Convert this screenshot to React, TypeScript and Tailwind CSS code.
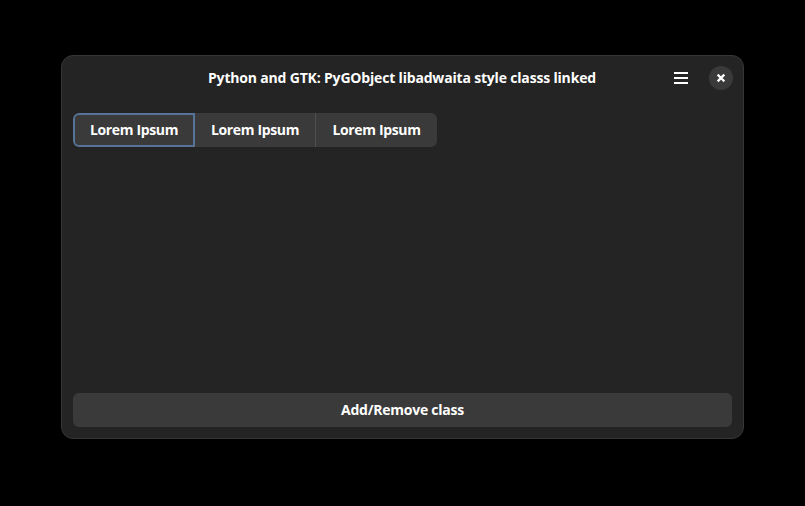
const linked = ['Lorem Ipsum', 'Lorem Ipsum', 'Lorem Ipsum'];

export default function App() {
  return (
    <div className="h-[506px] w-[805px] overflow-hidden bg-black pl-[61px] pt-[55px] font-['Open_Sans','Noto_Sans',sans-serif] text-[14px] font-bold text-white">
      <div className="flex h-[384px] w-[683px] flex-col rounded-[12px] border border-[#363636] bg-[#242424]">
        <header className="flex h-[45px] shrink-0 items-center pl-[146px]">
          <h1 className="w-[388px] whitespace-nowrap pb-[2px] tracking-[-0.18px]">Python and GTK: PyGObject libadwaita style classs linked</h1>
          <button className="ml-[77px] flex h-6 w-4 items-center justify-center" aria-label="Menu">
            <svg className="mb-[2px]" width="16" height="16" viewBox="0 0 16 16" fill="white" shapeRendering="crispEdges"><path d="M1 2h14v2H1zM1 7h14v2H1zM1 12h14v2H1z" /></svg>
          </button>
          <button className="mb-px ml-5 flex h-6 w-6 items-center justify-center rounded-full bg-[#3a3a3a]" aria-label="Close">
            <svg width="16" height="16" viewBox="0 0 16 16" stroke="white" strokeWidth="2.3" strokeLinecap="square"><path d="m5.5 5.5 5 5M10.5 5.5l-5 5" /></svg>
          </button>
        </header>
        <main className="flex flex-1 flex-col justify-between px-[11px] pb-[11px] pt-3">
          <div className="flex h-[34px] w-[364px] overflow-hidden rounded-[6px] bg-[#3a3a3a] tracking-[-0.35px]">
            {linked.map((label, i) => (
              <button key={i} className={i === 0 ? 'w-[122px] rounded-l-[6px] border-2 border-[#567398] pb-px' : i === 1 ? 'w-[121px] border-r border-[#505050] pb-px' : 'w-[121px] pb-px'}>{label}</button>
            ))}
          </div>
          <button className="h-[34px] rounded-[6px] bg-[#3a3a3a] pb-px tracking-[-0.25px]">Add/Remove class</button>
        </main>
      </div>
    </div>
  );
}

WHAT THE TASK ASKS:
Quote the material word for word, dropping any images it holds.

FULL OUTPUT:
Convert this screenshot to React, TypeScript and Tailwind CSS code.
const linked = ['Lorem Ipsum', 'Lorem Ipsum', 'Lorem Ipsum'];

export default function App() {
  return (
    <div className="h-[506px] w-[805px] overflow-hidden bg-black pl-[61px] pt-[55px] font-['Open_Sans','Noto_Sans',sans-serif] text-[14px] font-bold text-white">
      <div className="flex h-[384px] w-[683px] flex-col rounded-[12px] border border-[#363636] bg-[#242424]">
        <header className="flex h-[45px] shrink-0 items-center pl-[146px]">
          <h1 className="w-[388px] whitespace-nowrap pb-[2px] tracking-[-0.18px]">Python and GTK: PyGObject libadwaita style classs linked</h1>
          <button className="ml-[77px] flex h-6 w-4 items-center justify-center" aria-label="Menu">
            <svg className="mb-[2px]" width="16" height="16" viewBox="0 0 16 16" fill="white" shapeRendering="crispEdges"><path d="M1 2h14v2H1zM1 7h14v2H1zM1 12h14v2H1z" /></svg>
          </button>
          <button className="mb-px ml-5 flex h-6 w-6 items-center justify-center rounded-full bg-[#3a3a3a]" aria-label="Close">
            <svg width="16" height="16" viewBox="0 0 16 16" stroke="white" strokeWidth="2.3" strokeLinecap="square"><path d="m5.5 5.5 5 5M10.5 5.5l-5 5" /></svg>
          </button>
        </header>
        <main className="flex flex-1 flex-col justify-between px-[11px] pb-[11px] pt-3">
          <div className="flex h-[34px] w-[364px] overflow-hidden rounded-[6px] bg-[#3a3a3a] tracking-[-0.35px]">
            {linked.map((label, i) => (
              <button key={i} className={i === 0 ? 'w-[122px] rounded-l-[6px] border-2 border-[#567398] pb-px' : i === 1 ? 'w-[121px] border-r border-[#505050] pb-px' : 'w-[121px] pb-px'}>{label}</button>
            ))}
          </div>
          <button className="h-[34px] rounded-[6px] bg-[#3a3a3a] pb-px tracking-[-0.25px]">Add/Remove class</button>
        </main>
      </div>
    </div>
  );
}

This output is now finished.